-- Start of Extracted information --

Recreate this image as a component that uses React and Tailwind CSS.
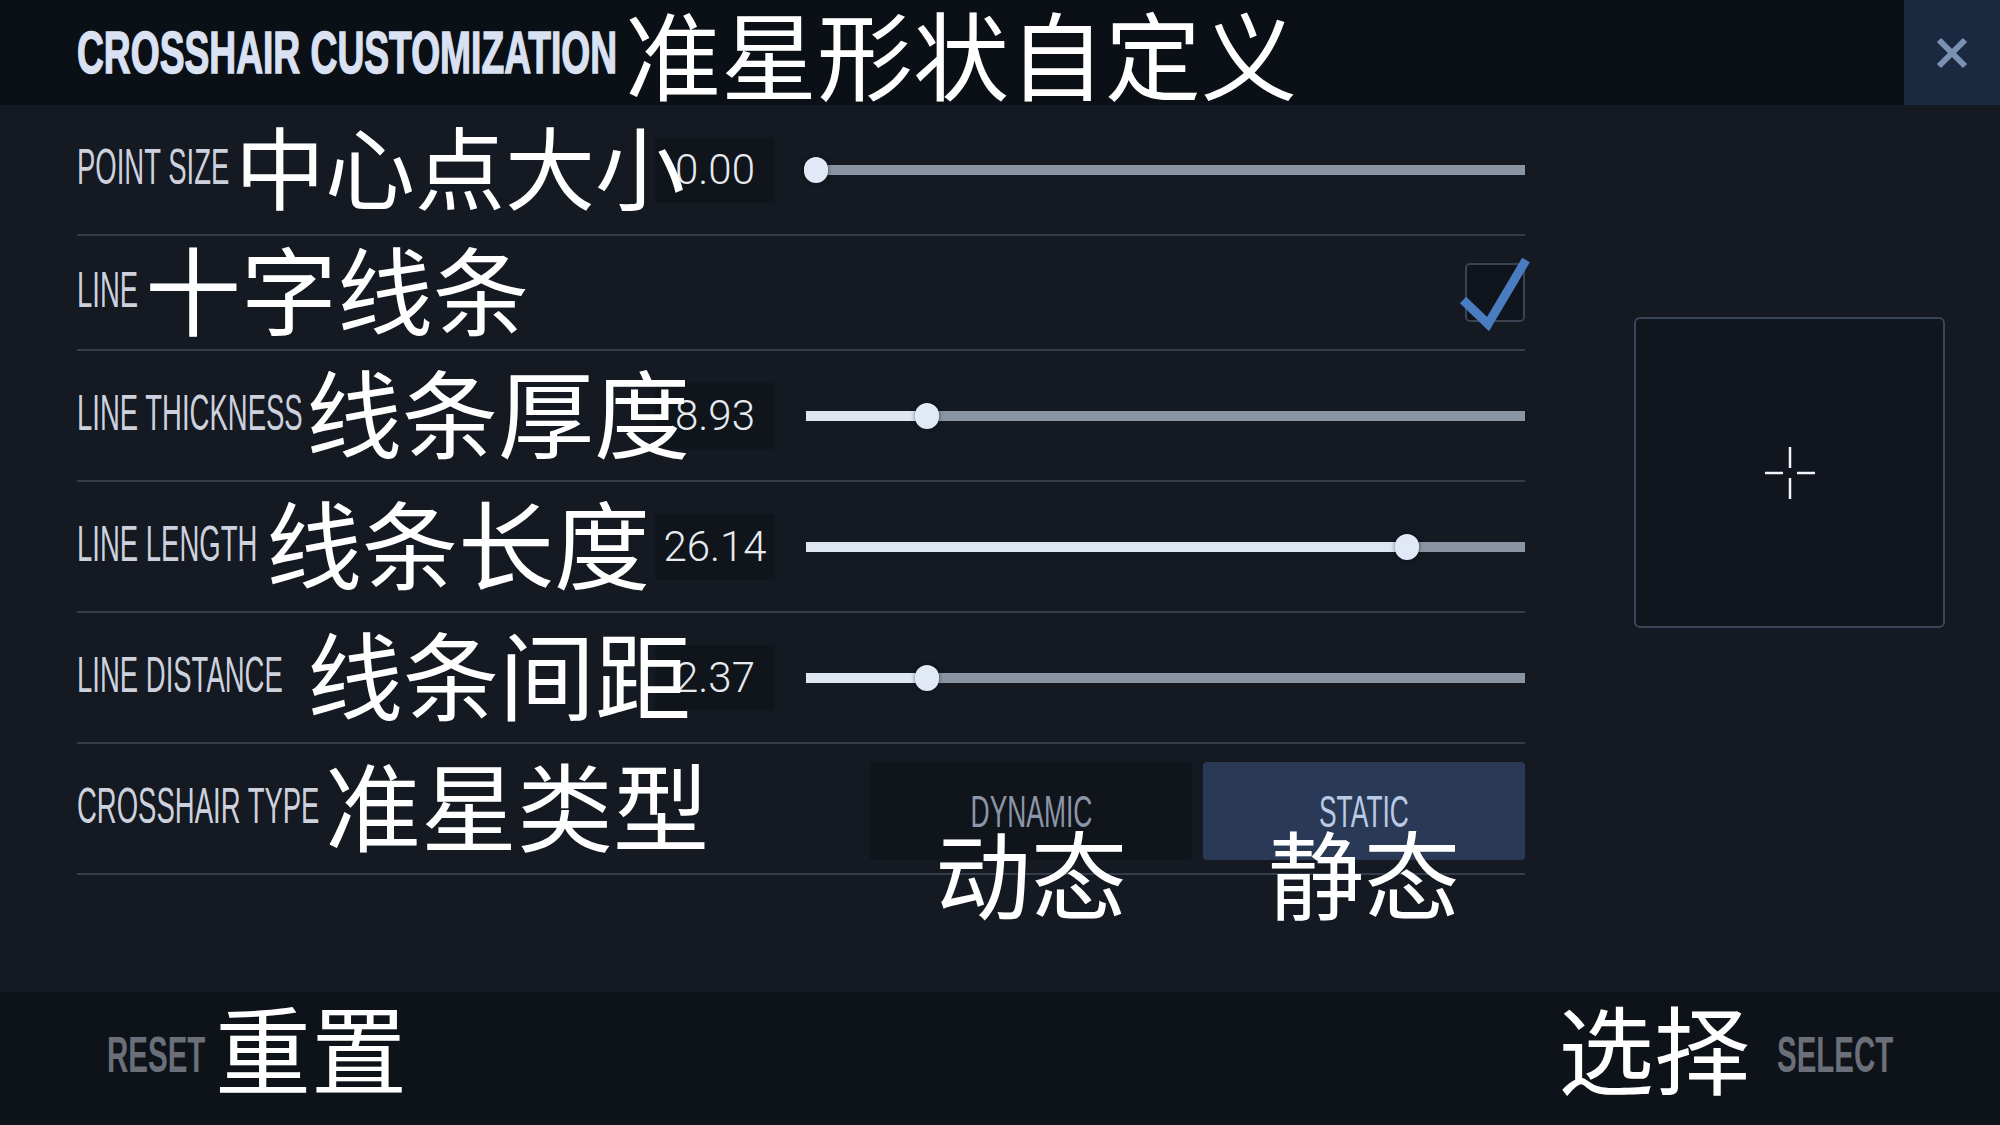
import React from 'react';

const sans = "font-['Liberation_Sans',Arial,sans-serif]";
const zh = "font-['Noto_Sans_CJK_SC','Noto_Sans',sans-serif]";

// Condensed caps: the game font is narrow, so squeeze Liberation Sans horizontally
function Cond({ children, className = '' }) {
    return <span className={`inline-block whitespace-nowrap leading-none ${sans} ${className}`}>{children}</span>;
}

function Zh({ children, className = 'relative' }) {
    return <span className={`z-10 inline-block whitespace-nowrap leading-none font-normal text-white ${zh} ${className}`}>{children}</span>;
}

function Label({ text, width, cjk, cjkSize = 'text-[96px]' }) {
    return (
        <div className="flex items-center shrink-0">
            <div className={`${width} shrink-0 -translate-y-[3px]`}>
                <Cond className="origin-left scale-x-[0.55] text-[50px] text-[#cdd1dd]">{text}</Cond>
            </div>
            <Zh className={`relative -translate-y-[6px] ${cjkSize}`}>{cjk}</Zh>
        </div>
    );
}

function Slider({ thumb }) {
    // thumb = centre of the knob, px from the start of the track
    return (
        <div className="relative w-[719px] h-[10px] bg-[#8a94a3] ml-[31px]">
            <div className="absolute left-0 top-0 h-full bg-[#dee6f2]" style={{ width: thumb }} />
            <div
                className="absolute top-1/2 -translate-y-1/2 -translate-x-1/2 w-[24px] h-[26px] rounded-full bg-[#e1e9f6] shadow-[0_0_4px_rgba(0,0,0,0.5)]"
                style={{ left: thumb }}
            />
        </div>
    );
}

function SliderRow({ label, width, cjk, cjkSize, value, thumb }) {
    return (
        <div className="h-[131px] border-b-2 border-[#363d4a] flex items-center">
            <div className="w-[578px] shrink-0 flex items-center">
                <Label text={label} width={width} cjk={cjk} cjkSize={cjkSize} />
            </div>
            <div className="w-[120px] h-[66px] shrink-0 bg-[#10141b] flex items-center justify-center">
                <span className="font-['Roboto',sans-serif] font-light text-[42px] leading-none text-[#e7eaef]">{value}</span>
            </div>
            <Slider thumb={thumb} />
        </div>
    );
}

function TypeButton({ en, cjk, active }) {
    return (
        <div className={`relative w-[322px] h-[98px] rounded-[4px] flex justify-center pt-[28px] ${active ? 'bg-[#2a3a56]' : 'bg-[#10141b]'}`}>
            <Cond className={`origin-center scale-x-[0.6] text-[44px] ${active ? 'text-[#b9cae6]' : 'text-[#8c96a8]'}`}>{en}</Cond>
            <Zh className="absolute top-[61px] left-1/2 -translate-x-1/2 text-[96px]">{cjk}</Zh>
        </div>
    );
}

export default function App() {
    return (
        <div className="w-[2000px] h-[1125px] flex flex-col bg-[#141922] overflow-hidden">
            {/* Header */}
            <div className="h-[105px] shrink-0 bg-[#0b0f16] flex items-center pl-[77px]">
                <div className="w-[548px] shrink-0">
                    <Cond className="origin-left scale-x-[0.62] text-[60px] font-bold text-[#d9e1f3] [-webkit-text-stroke:1.5px_#d9e1f3]">CROSSHAIR CUSTOMIZATION</Cond>
                </div>
                <Zh className="relative -translate-y-[1px] text-[96px]">准星形状自定义</Zh>
                <button className="ml-auto w-[96px] h-full bg-[#1a2940] flex items-center justify-center">
                    <svg width="32" height="32" viewBox="0 0 32 32">
                        <path d="M3 3 L29 29 M29 3 L3 29" stroke="#7b91b4" strokeWidth="6" />
                    </svg>
                </button>
            </div>

            {/* Settings */}
            <div className="flex-1 flex">
                <div className="ml-[77px] w-[1448px] shrink-0">
                    <SliderRow label="POINT SIZE" width="w-[158px]" cjk="中心点大小" cjkSize="text-[90px]" value="0.00" thumb={10} />

                    <div className="h-[115px] border-b-2 border-[#363d4a] flex items-center">
                        <Label text="LINE" width="w-[68px]" cjk="十字线条" />
                        <div className="ml-auto relative w-[60px] h-[59px] border-2 border-[#3a4352] rounded-[5px] bg-[#10141c]">
                            <svg className="absolute -left-[10px] -top-[10px]" width="80" height="80" viewBox="0 0 80 80">
                                <path d="M6 45 L31 69 L69 5" fill="none" stroke="#4a7cc0" strokeWidth="9" />
                            </svg>
                        </div>
                    </div>

                    <SliderRow label="LINE THICKNESS" width="w-[229px]" cjk="线条厚度" value="8.93" thumb={121} />
                    <SliderRow label="LINE LENGTH" width="w-[189px]" cjk="线条长度" value="26.14" thumb={601} />
                    <SliderRow label="LINE DISTANCE" width="w-[230px]" cjk="线条间距" value="2.37" thumb={121} />

                    <div className="h-[131px] border-b-2 border-[#363d4a] flex items-center">
                        <Label text="CROSSHAIR TYPE" width="w-[248px]" cjk="准星类型" />
                        <div className="ml-auto flex gap-[11px] translate-y-[2px]">
                            <TypeButton en="DYNAMIC" cjk="动态" />
                            <TypeButton en="STATIC" cjk="静态" active />
                        </div>
                    </div>
                </div>

                {/* Preview */}
                <div className="ml-[109px] mt-[212px] w-[311px] h-[311px] shrink-0 border-2 border-[#3a4659] rounded-[6px] bg-[#10151e] flex items-center justify-center">
                    <svg width="60" height="60" viewBox="0 0 60 60">
                        <path d="M5 30 H23 M37 30 H55 M30 4 V25 M30 35 V56" stroke="#f2f4f8" strokeWidth="2.5" />
                    </svg>
                </div>
            </div>

            {/* Footer */}
            <div className="h-[133px] shrink-0 bg-[#0e1219] flex items-center justify-between pl-[107px] pr-[106px]">
                <div className="flex items-center">
                    <div className="w-[108px] shrink-0 -translate-y-[4px]">
                        <Cond className="origin-left scale-x-[0.59] text-[50px] font-bold text-[#6a6f79]">RESET</Cond>
                    </div>
                    <Zh className="relative -translate-y-[13px] text-[96px]">重置</Zh>
                </div>
                <div className="flex items-center">
                    <Zh className="relative -translate-y-[13px] text-[96px]">选择</Zh>
                    <div className="w-[117px] ml-[27px] shrink-0 -translate-y-[4px]">
                        <Cond className="origin-left scale-x-[0.59] text-[50px] font-bold text-[#6a6f79]">SELECT</Cond>
                    </div>
                </div>
            </div>
        </div>
    );
}
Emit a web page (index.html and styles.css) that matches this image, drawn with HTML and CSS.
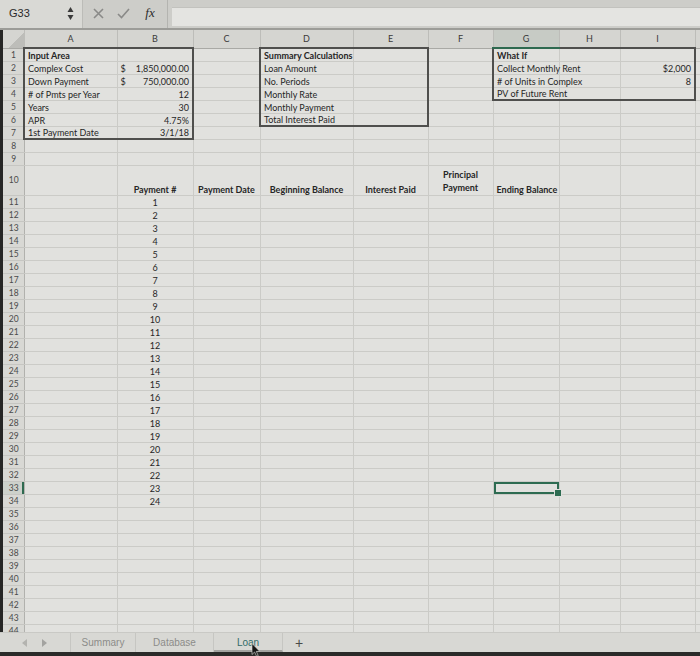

-- End of Extracted information --

#### Description of the task:
In the copy, include all records verbatim but no images.

#### The completed task:
Recreate this image as a component that uses React and Tailwind CSS.
import React from 'react';

const sans = "font-['Liberation_Sans',Arial,sans-serif]";
const zh = "font-['Noto_Sans_CJK_SC','Noto_Sans',sans-serif]";

// Condensed caps: the game font is narrow, so squeeze Liberation Sans horizontally
function Cond({ children, className = '' }) {
    return <span className={`inline-block whitespace-nowrap leading-none ${sans} ${className}`}>{children}</span>;
}

function Zh({ children, className = 'relative' }) {
    return <span className={`z-10 inline-block whitespace-nowrap leading-none font-normal text-white ${zh} ${className}`}>{children}</span>;
}

function Label({ text, width, cjk, cjkSize = 'text-[96px]' }) {
    return (
        <div className="flex items-center shrink-0">
            <div className={`${width} shrink-0 -translate-y-[3px]`}>
                <Cond className="origin-left scale-x-[0.55] text-[50px] text-[#cdd1dd]">{text}</Cond>
            </div>
            <Zh className={`relative -translate-y-[6px] ${cjkSize}`}>{cjk}</Zh>
        </div>
    );
}

function Slider({ thumb }) {
    // thumb = centre of the knob, px from the start of the track
    return (
        <div className="relative w-[719px] h-[10px] bg-[#8a94a3] ml-[31px]">
            <div className="absolute left-0 top-0 h-full bg-[#dee6f2]" style={{ width: thumb }} />
            <div
                className="absolute top-1/2 -translate-y-1/2 -translate-x-1/2 w-[24px] h-[26px] rounded-full bg-[#e1e9f6] shadow-[0_0_4px_rgba(0,0,0,0.5)]"
                style={{ left: thumb }}
            />
        </div>
    );
}

function SliderRow({ label, width, cjk, cjkSize, value, thumb }) {
    return (
        <div className="h-[131px] border-b-2 border-[#363d4a] flex items-center">
            <div className="w-[578px] shrink-0 flex items-center">
                <Label text={label} width={width} cjk={cjk} cjkSize={cjkSize} />
            </div>
            <div className="w-[120px] h-[66px] shrink-0 bg-[#10141b] flex items-center justify-center">
                <span className="font-['Roboto',sans-serif] font-light text-[42px] leading-none text-[#e7eaef]">{value}</span>
            </div>
            <Slider thumb={thumb} />
        </div>
    );
}

function TypeButton({ en, cjk, active }) {
    return (
        <div className={`relative w-[322px] h-[98px] rounded-[4px] flex justify-center pt-[28px] ${active ? 'bg-[#2a3a56]' : 'bg-[#10141b]'}`}>
            <Cond className={`origin-center scale-x-[0.6] text-[44px] ${active ? 'text-[#b9cae6]' : 'text-[#8c96a8]'}`}>{en}</Cond>
            <Zh className="absolute top-[61px] left-1/2 -translate-x-1/2 text-[96px]">{cjk}</Zh>
        </div>
    );
}

export default function App() {
    return (
        <div className="w-[2000px] h-[1125px] flex flex-col bg-[#141922] overflow-hidden">
            {/* Header */}
            <div className="h-[105px] shrink-0 bg-[#0b0f16] flex items-center pl-[77px]">
                <div className="w-[548px] shrink-0">
                    <Cond className="origin-left scale-x-[0.62] text-[60px] font-bold text-[#d9e1f3] [-webkit-text-stroke:1.5px_#d9e1f3]">CROSSHAIR CUSTOMIZATION</Cond>
                </div>
                <Zh className="relative -translate-y-[1px] text-[96px]">准星形状自定义</Zh>
                <button className="ml-auto w-[96px] h-full bg-[#1a2940] flex items-center justify-center">
                    <svg width="32" height="32" viewBox="0 0 32 32">
                        <path d="M3 3 L29 29 M29 3 L3 29" stroke="#7b91b4" strokeWidth="6" />
                    </svg>
                </button>
            </div>

            {/* Settings */}
            <div className="flex-1 flex">
                <div className="ml-[77px] w-[1448px] shrink-0">
                    <SliderRow label="POINT SIZE" width="w-[158px]" cjk="中心点大小" cjkSize="text-[90px]" value="0.00" thumb={10} />

                    <div className="h-[115px] border-b-2 border-[#363d4a] flex items-center">
                        <Label text="LINE" width="w-[68px]" cjk="十字线条" />
                        <div className="ml-auto relative w-[60px] h-[59px] border-2 border-[#3a4352] rounded-[5px] bg-[#10141c]">
                            <svg className="absolute -left-[10px] -top-[10px]" width="80" height="80" viewBox="0 0 80 80">
                                <path d="M6 45 L31 69 L69 5" fill="none" stroke="#4a7cc0" strokeWidth="9" />
                            </svg>
                        </div>
                    </div>

                    <SliderRow label="LINE THICKNESS" width="w-[229px]" cjk="线条厚度" value="8.93" thumb={121} />
                    <SliderRow label="LINE LENGTH" width="w-[189px]" cjk="线条长度" value="26.14" thumb={601} />
                    <SliderRow label="LINE DISTANCE" width="w-[230px]" cjk="线条间距" value="2.37" thumb={121} />

                    <div className="h-[131px] border-b-2 border-[#363d4a] flex items-center">
                        <Label text="CROSSHAIR TYPE" width="w-[248px]" cjk="准星类型" />
                        <div className="ml-auto flex gap-[11px] translate-y-[2px]">
                            <TypeButton en="DYNAMIC" cjk="动态" />
                            <TypeButton en="STATIC" cjk="静态" active />
                        </div>
                    </div>
                </div>

                {/* Preview */}
                <div className="ml-[109px] mt-[212px] w-[311px] h-[311px] shrink-0 border-2 border-[#3a4659] rounded-[6px] bg-[#10151e] flex items-center justify-center">
                    <svg width="60" height="60" viewBox="0 0 60 60">
                        <path d="M5 30 H23 M37 30 H55 M30 4 V25 M30 35 V56" stroke="#f2f4f8" strokeWidth="2.5" />
                    </svg>
                </div>
            </div>

            {/* Footer */}
            <div className="h-[133px] shrink-0 bg-[#0e1219] flex items-center justify-between pl-[107px] pr-[106px]">
                <div className="flex items-center">
                    <div className="w-[108px] shrink-0 -translate-y-[4px]">
                        <Cond className="origin-left scale-x-[0.59] text-[50px] font-bold text-[#6a6f79]">RESET</Cond>
                    </div>
                    <Zh className="relative -translate-y-[13px] text-[96px]">重置</Zh>
                </div>
                <div className="flex items-center">
                    <Zh className="relative -translate-y-[13px] text-[96px]">选择</Zh>
                    <div className="w-[117px] ml-[27px] shrink-0 -translate-y-[4px]">
                        <Cond className="origin-left scale-x-[0.59] text-[50px] font-bold text-[#6a6f79]">SELECT</Cond>
                    </div>
                </div>
            </div>
        </div>
    );
}
Emit a web page (index.html and styles.css) that matches this image, drawn with HTML and CSS.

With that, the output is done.